Do you have a scene coming up that involves a complicated makeup gag? If so how much time do you need to allow for that?
The scene you are shooting tomorrow that involves a heavy set dress…. is the Art Dept ready for it or do they need a pre-call to make it happen?
Should we consider moving the lunch location in order that we can be closer to set since it is taking longer than planned?
6. Stick to your watch.
After each setup chances are your DP and Gaffer will need time to adjust lighting and swap lenses. The question I like to ask is… “how much time do you need?” Sometimes crew members will squirm when you ask them this question. Very calmly say I just need to know how much time. Once they give you a time go to your watch or phone timer and start the clock. If they gave you 15 minutes or 30 minutes then don’t be afraid to go back to them telling them how much time they have left. Remember they are the ones who gave you the estimated time, so if they bark at you remind them they gave you the time.
7. Have your hair/makeup/wardrobe times figured out.

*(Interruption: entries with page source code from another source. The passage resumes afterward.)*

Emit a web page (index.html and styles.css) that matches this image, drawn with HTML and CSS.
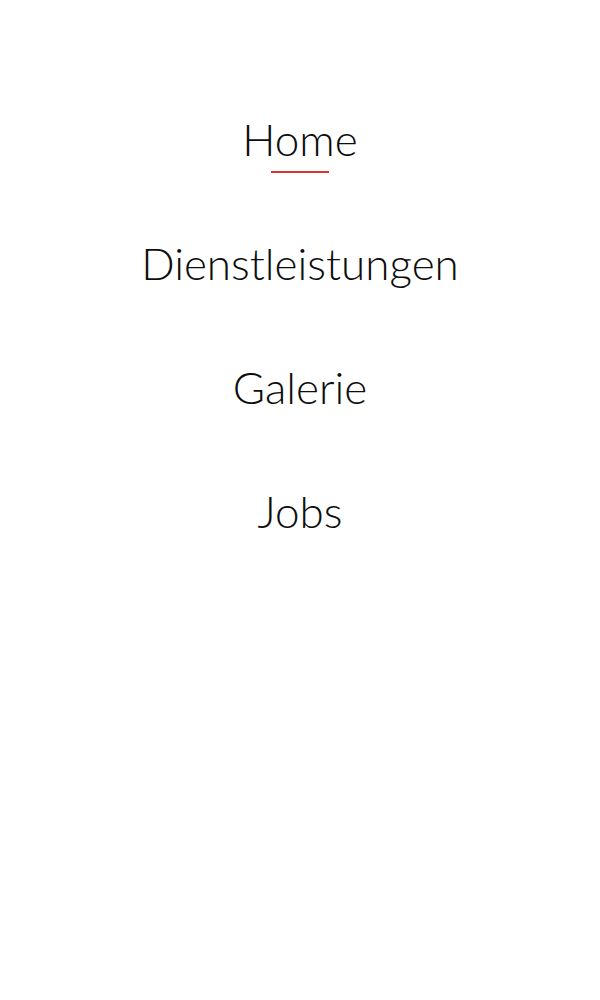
FILE: index.html
```html
<!DOCTYPE html>
<html lang="de">
<head>
<meta charset="utf-8">
<title>Menu</title>
<link rel="stylesheet" href="styles.css">
</head>
<body>
<nav class="menu">
  <ul class="menu-list">
    <li class="menu-item"><a class="menu-link active" href="#">Home</a></li>
    <li class="menu-item"><a class="menu-link" href="#">Dienstleistungen</a></li>
    <li class="menu-item"><a class="menu-link" href="#">Galerie</a></li>
    <li class="menu-item"><a class="menu-link" href="#">Jobs</a></li>
  </ul>
</nav>
</body>
</html>
```
FILE: styles.css
```css
html, body {
  margin: 0;
  padding: 0;
  background: #ffffff;
}
.menu {
  padding-top: 77px;
}
.menu-list {
  list-style: none;
  margin: 0;
  padding: 0;
  display: flex;
  flex-direction: column;
}
.menu-item {
  height: 124px;
  display: flex;
  align-items: center;
  justify-content: center;
}
.menu-link {
  position: relative;
  font-family: Lato, "Noto Sans", sans-serif;
  font-weight: 300;
  font-size: 44px;
  line-height: 1;
  color: #0d0d0d;
  text-decoration: none;
}
.menu-link.active::after {
  content: "";
  position: absolute;
  left: 50%;
  top: calc(100% + 10px);
  width: 58px;
  height: 2px;
  margin-left: -29px;
  background: #d9342b;
}
```
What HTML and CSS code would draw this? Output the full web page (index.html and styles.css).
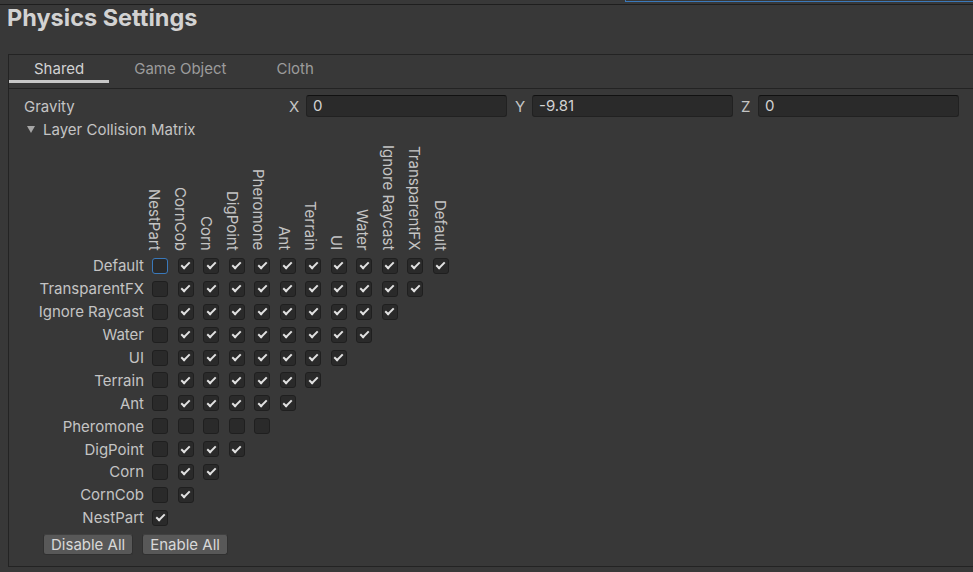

Occasionally it can take forever to get a person through the works and this isn’t always the fault of the costumer / hair person or makeup artist. Sometimes the actor just doesn’t want to cooperate. Whatever the case this area of production can really slow things down if the camera is waiting on an actor to get through the works.
-Have you spoken with your makeup/hair artist about how long they anticipate with each actor?
-Have you planned pre-calls accordingly?
-Do any actors need extra time just to unwind in the morning?
-Do you need to hire an additional makeup artist on the day you have more actors?